Work to complete: Skip the pictures. Reproduce all other material exactly.

Given data:

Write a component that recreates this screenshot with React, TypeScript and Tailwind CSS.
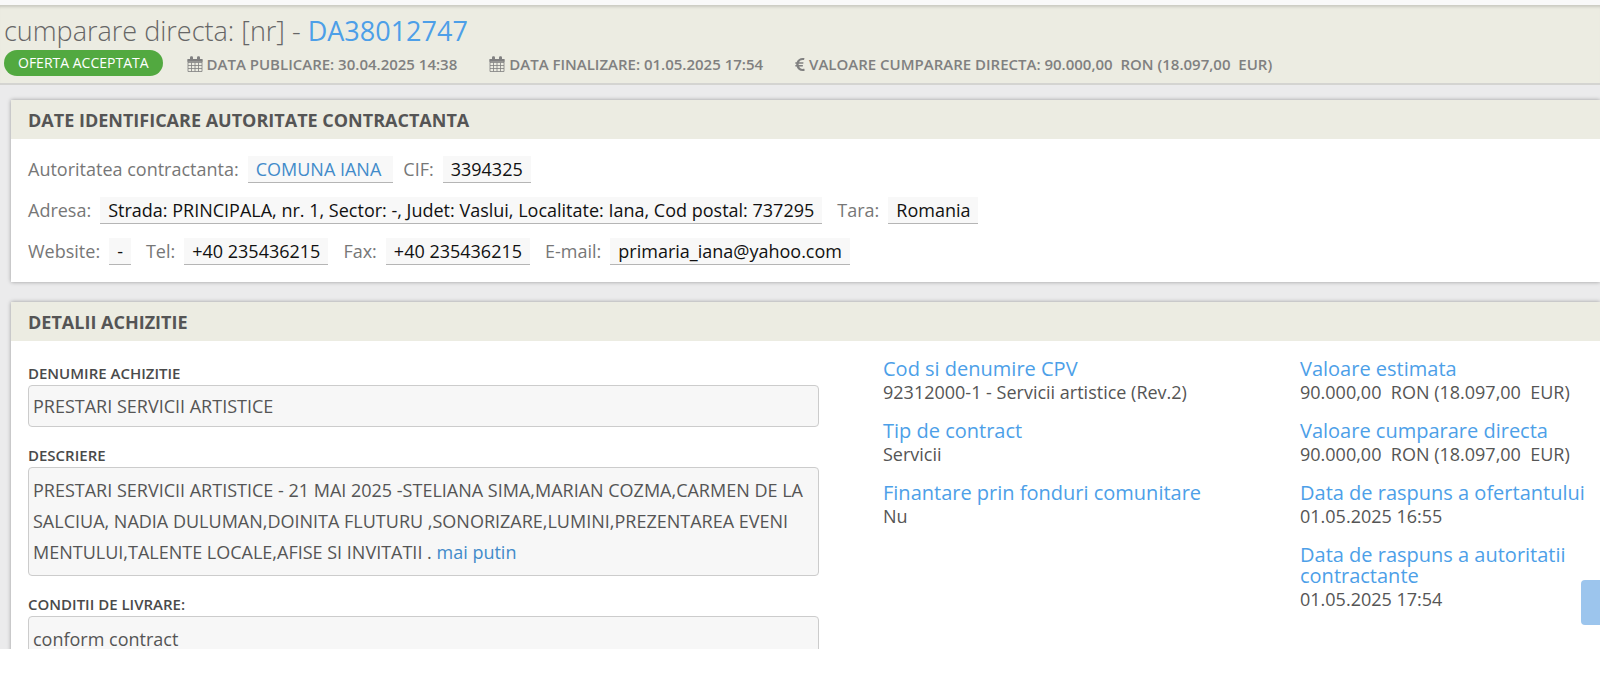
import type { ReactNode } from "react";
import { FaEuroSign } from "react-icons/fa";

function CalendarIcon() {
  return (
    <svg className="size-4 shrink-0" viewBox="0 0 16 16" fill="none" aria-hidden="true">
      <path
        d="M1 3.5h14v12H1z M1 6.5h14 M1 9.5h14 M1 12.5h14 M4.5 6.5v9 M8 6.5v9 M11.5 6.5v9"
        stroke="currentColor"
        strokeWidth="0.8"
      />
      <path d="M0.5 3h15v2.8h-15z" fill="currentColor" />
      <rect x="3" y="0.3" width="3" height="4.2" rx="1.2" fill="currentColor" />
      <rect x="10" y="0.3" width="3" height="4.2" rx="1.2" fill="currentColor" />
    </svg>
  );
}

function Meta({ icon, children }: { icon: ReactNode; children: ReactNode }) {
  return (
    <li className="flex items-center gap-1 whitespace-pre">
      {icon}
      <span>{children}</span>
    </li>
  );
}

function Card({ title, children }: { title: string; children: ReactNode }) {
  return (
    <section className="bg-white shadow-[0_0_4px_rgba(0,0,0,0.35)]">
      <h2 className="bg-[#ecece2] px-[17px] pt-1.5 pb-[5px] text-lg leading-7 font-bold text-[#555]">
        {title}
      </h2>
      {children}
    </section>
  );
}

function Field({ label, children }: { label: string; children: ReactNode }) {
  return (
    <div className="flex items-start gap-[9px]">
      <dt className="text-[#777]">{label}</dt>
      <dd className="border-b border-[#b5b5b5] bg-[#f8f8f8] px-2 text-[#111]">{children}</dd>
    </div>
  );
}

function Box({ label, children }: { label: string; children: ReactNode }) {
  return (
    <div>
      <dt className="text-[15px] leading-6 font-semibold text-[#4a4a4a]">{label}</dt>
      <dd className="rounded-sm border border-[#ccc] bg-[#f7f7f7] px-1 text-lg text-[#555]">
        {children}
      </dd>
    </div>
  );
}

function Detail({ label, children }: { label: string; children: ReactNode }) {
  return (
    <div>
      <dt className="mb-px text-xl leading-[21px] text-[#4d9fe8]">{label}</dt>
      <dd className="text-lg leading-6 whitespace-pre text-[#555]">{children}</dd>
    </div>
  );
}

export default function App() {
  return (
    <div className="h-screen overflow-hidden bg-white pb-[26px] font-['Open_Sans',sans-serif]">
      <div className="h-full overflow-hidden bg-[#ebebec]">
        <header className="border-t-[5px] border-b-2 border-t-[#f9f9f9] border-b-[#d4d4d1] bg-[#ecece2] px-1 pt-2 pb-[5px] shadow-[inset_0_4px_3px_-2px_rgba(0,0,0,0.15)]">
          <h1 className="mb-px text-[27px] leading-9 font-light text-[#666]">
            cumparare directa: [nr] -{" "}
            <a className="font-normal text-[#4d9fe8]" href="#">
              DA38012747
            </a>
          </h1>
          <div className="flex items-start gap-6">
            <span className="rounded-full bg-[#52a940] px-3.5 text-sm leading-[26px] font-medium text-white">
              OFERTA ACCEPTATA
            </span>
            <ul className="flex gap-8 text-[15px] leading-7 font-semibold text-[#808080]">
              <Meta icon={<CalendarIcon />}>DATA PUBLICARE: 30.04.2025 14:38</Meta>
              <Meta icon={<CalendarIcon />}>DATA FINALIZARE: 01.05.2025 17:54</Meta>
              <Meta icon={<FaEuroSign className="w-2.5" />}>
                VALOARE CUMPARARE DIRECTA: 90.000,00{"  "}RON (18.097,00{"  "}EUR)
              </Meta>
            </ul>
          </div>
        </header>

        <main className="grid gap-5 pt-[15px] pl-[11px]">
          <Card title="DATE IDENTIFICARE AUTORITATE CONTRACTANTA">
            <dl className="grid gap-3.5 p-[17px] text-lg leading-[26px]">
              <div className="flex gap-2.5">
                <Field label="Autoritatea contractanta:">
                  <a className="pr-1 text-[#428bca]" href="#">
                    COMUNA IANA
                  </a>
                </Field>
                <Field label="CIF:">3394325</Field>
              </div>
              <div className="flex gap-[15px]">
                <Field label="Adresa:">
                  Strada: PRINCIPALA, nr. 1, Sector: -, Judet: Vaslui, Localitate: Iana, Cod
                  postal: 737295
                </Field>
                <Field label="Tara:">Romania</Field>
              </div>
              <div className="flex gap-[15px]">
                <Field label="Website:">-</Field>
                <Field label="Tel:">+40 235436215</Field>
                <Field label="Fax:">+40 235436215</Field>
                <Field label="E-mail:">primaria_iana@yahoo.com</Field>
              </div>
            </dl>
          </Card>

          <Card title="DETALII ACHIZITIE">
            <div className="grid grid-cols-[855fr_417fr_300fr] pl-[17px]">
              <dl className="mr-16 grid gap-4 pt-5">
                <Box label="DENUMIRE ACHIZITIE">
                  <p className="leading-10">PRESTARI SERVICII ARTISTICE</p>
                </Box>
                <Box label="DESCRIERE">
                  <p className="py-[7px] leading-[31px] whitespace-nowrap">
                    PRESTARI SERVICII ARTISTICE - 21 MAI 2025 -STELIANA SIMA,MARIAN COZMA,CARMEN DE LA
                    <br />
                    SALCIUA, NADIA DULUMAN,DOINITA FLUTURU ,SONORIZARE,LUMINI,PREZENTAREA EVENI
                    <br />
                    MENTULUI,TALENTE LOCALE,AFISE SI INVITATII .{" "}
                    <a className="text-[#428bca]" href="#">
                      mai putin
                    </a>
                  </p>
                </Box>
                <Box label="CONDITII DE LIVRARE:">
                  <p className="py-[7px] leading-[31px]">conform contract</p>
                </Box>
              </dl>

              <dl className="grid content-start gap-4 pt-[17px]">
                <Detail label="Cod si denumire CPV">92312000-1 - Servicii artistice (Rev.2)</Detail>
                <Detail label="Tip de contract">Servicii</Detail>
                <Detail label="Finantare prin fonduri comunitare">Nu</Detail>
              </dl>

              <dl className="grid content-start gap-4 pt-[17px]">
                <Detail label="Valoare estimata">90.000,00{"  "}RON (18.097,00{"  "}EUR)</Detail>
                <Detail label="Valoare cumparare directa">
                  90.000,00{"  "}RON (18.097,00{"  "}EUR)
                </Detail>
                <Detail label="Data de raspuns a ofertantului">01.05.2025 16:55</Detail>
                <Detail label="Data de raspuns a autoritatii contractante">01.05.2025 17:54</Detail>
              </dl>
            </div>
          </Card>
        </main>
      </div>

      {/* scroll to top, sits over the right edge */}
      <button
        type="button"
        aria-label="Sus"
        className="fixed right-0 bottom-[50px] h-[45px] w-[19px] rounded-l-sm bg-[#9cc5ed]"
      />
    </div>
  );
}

Answer for the task:
Write a component that recreates this screenshot with React, TypeScript and Tailwind CSS.
import type { ReactNode } from "react";
import { FaEuroSign } from "react-icons/fa";

function CalendarIcon() {
  return (
    <svg className="size-4 shrink-0" viewBox="0 0 16 16" fill="none" aria-hidden="true">
      <path
        d="M1 3.5h14v12H1z M1 6.5h14 M1 9.5h14 M1 12.5h14 M4.5 6.5v9 M8 6.5v9 M11.5 6.5v9"
        stroke="currentColor"
        strokeWidth="0.8"
      />
      <path d="M0.5 3h15v2.8h-15z" fill="currentColor" />
      <rect x="3" y="0.3" width="3" height="4.2" rx="1.2" fill="currentColor" />
      <rect x="10" y="0.3" width="3" height="4.2" rx="1.2" fill="currentColor" />
    </svg>
  );
}

function Meta({ icon, children }: { icon: ReactNode; children: ReactNode }) {
  return (
    <li className="flex items-center gap-1 whitespace-pre">
      {icon}
      <span>{children}</span>
    </li>
  );
}

function Card({ title, children }: { title: string; children: ReactNode }) {
  return (
    <section className="bg-white shadow-[0_0_4px_rgba(0,0,0,0.35)]">
      <h2 className="bg-[#ecece2] px-[17px] pt-1.5 pb-[5px] text-lg leading-7 font-bold text-[#555]">
        {title}
      </h2>
      {children}
    </section>
  );
}

function Field({ label, children }: { label: string; children: ReactNode }) {
  return (
    <div className="flex items-start gap-[9px]">
      <dt className="text-[#777]">{label}</dt>
      <dd className="border-b border-[#b5b5b5] bg-[#f8f8f8] px-2 text-[#111]">{children}</dd>
    </div>
  );
}

function Box({ label, children }: { label: string; children: ReactNode }) {
  return (
    <div>
      <dt className="text-[15px] leading-6 font-semibold text-[#4a4a4a]">{label}</dt>
      <dd className="rounded-sm border border-[#ccc] bg-[#f7f7f7] px-1 text-lg text-[#555]">
        {children}
      </dd>
    </div>
  );
}

function Detail({ label, children }: { label: string; children: ReactNode }) {
  return (
    <div>
      <dt className="mb-px text-xl leading-[21px] text-[#4d9fe8]">{label}</dt>
      <dd className="text-lg leading-6 whitespace-pre text-[#555]">{children}</dd>
    </div>
  );
}

export default function App() {
  return (
    <div className="h-screen overflow-hidden bg-white pb-[26px] font-['Open_Sans',sans-serif]">
      <div className="h-full overflow-hidden bg-[#ebebec]">
        <header className="border-t-[5px] border-b-2 border-t-[#f9f9f9] border-b-[#d4d4d1] bg-[#ecece2] px-1 pt-2 pb-[5px] shadow-[inset_0_4px_3px_-2px_rgba(0,0,0,0.15)]">
          <h1 className="mb-px text-[27px] leading-9 font-light text-[#666]">
            cumparare directa: [nr] -{" "}
            <a className="font-normal text-[#4d9fe8]" href="#">
              DA38012747
            </a>
          </h1>
          <div className="flex items-start gap-6">
            <span className="rounded-full bg-[#52a940] px-3.5 text-sm leading-[26px] font-medium text-white">
              OFERTA ACCEPTATA
            </span>
            <ul className="flex gap-8 text-[15px] leading-7 font-semibold text-[#808080]">
              <Meta icon={<CalendarIcon />}>DATA PUBLICARE: 30.04.2025 14:38</Meta>
              <Meta icon={<CalendarIcon />}>DATA FINALIZARE: 01.05.2025 17:54</Meta>
              <Meta icon={<FaEuroSign className="w-2.5" />}>
                VALOARE CUMPARARE DIRECTA: 90.000,00{"  "}RON (18.097,00{"  "}EUR)
              </Meta>
            </ul>
          </div>
        </header>

        <main className="grid gap-5 pt-[15px] pl-[11px]">
          <Card title="DATE IDENTIFICARE AUTORITATE CONTRACTANTA">
            <dl className="grid gap-3.5 p-[17px] text-lg leading-[26px]">
              <div className="flex gap-2.5">
                <Field label="Autoritatea contractanta:">
                  <a className="pr-1 text-[#428bca]" href="#">
                    COMUNA IANA
                  </a>
                </Field>
                <Field label="CIF:">3394325</Field>
              </div>
              <div className="flex gap-[15px]">
                <Field label="Adresa:">
                  Strada: PRINCIPALA, nr. 1, Sector: -, Judet: Vaslui, Localitate: Iana, Cod
                  postal: 737295
                </Field>
                <Field label="Tara:">Romania</Field>
              </div>
              <div className="flex gap-[15px]">
                <Field label="Website:">-</Field>
                <Field label="Tel:">+40 235436215</Field>
                <Field label="Fax:">+40 235436215</Field>
                <Field label="E-mail:">primaria_iana@yahoo.com</Field>
              </div>
            </dl>
          </Card>

          <Card title="DETALII ACHIZITIE">
            <div className="grid grid-cols-[855fr_417fr_300fr] pl-[17px]">
              <dl className="mr-16 grid gap-4 pt-5">
                <Box label="DENUMIRE ACHIZITIE">
                  <p className="leading-10">PRESTARI SERVICII ARTISTICE</p>
                </Box>
                <Box label="DESCRIERE">
                  <p className="py-[7px] leading-[31px] whitespace-nowrap">
                    PRESTARI SERVICII ARTISTICE - 21 MAI 2025 -STELIANA SIMA,MARIAN COZMA,CARMEN DE LA
                    <br />
                    SALCIUA, NADIA DULUMAN,DOINITA FLUTURU ,SONORIZARE,LUMINI,PREZENTAREA EVENI
                    <br />
                    MENTULUI,TALENTE LOCALE,AFISE SI INVITATII .{" "}
                    <a className="text-[#428bca]" href="#">
                      mai putin
                    </a>
                  </p>
                </Box>
                <Box label="CONDITII DE LIVRARE:">
                  <p className="py-[7px] leading-[31px]">conform contract</p>
                </Box>
              </dl>

              <dl className="grid content-start gap-4 pt-[17px]">
                <Detail label="Cod si denumire CPV">92312000-1 - Servicii artistice (Rev.2)</Detail>
                <Detail label="Tip de contract">Servicii</Detail>
                <Detail label="Finantare prin fonduri comunitare">Nu</Detail>
              </dl>

              <dl className="grid content-start gap-4 pt-[17px]">
                <Detail label="Valoare estimata">90.000,00{"  "}RON (18.097,00{"  "}EUR)</Detail>
                <Detail label="Valoare cumparare directa">
                  90.000,00{"  "}RON (18.097,00{"  "}EUR)
                </Detail>
                <Detail label="Data de raspuns a ofertantului">01.05.2025 16:55</Detail>
                <Detail label="Data de raspuns a autoritatii contractante">01.05.2025 17:54</Detail>
              </dl>
            </div>
          </Card>
        </main>
      </div>

      {/* scroll to top, sits over the right edge */}
      <button
        type="button"
        aria-label="Sus"
        className="fixed right-0 bottom-[50px] h-[45px] w-[19px] rounded-l-sm bg-[#9cc5ed]"
      />
    </div>
  );
}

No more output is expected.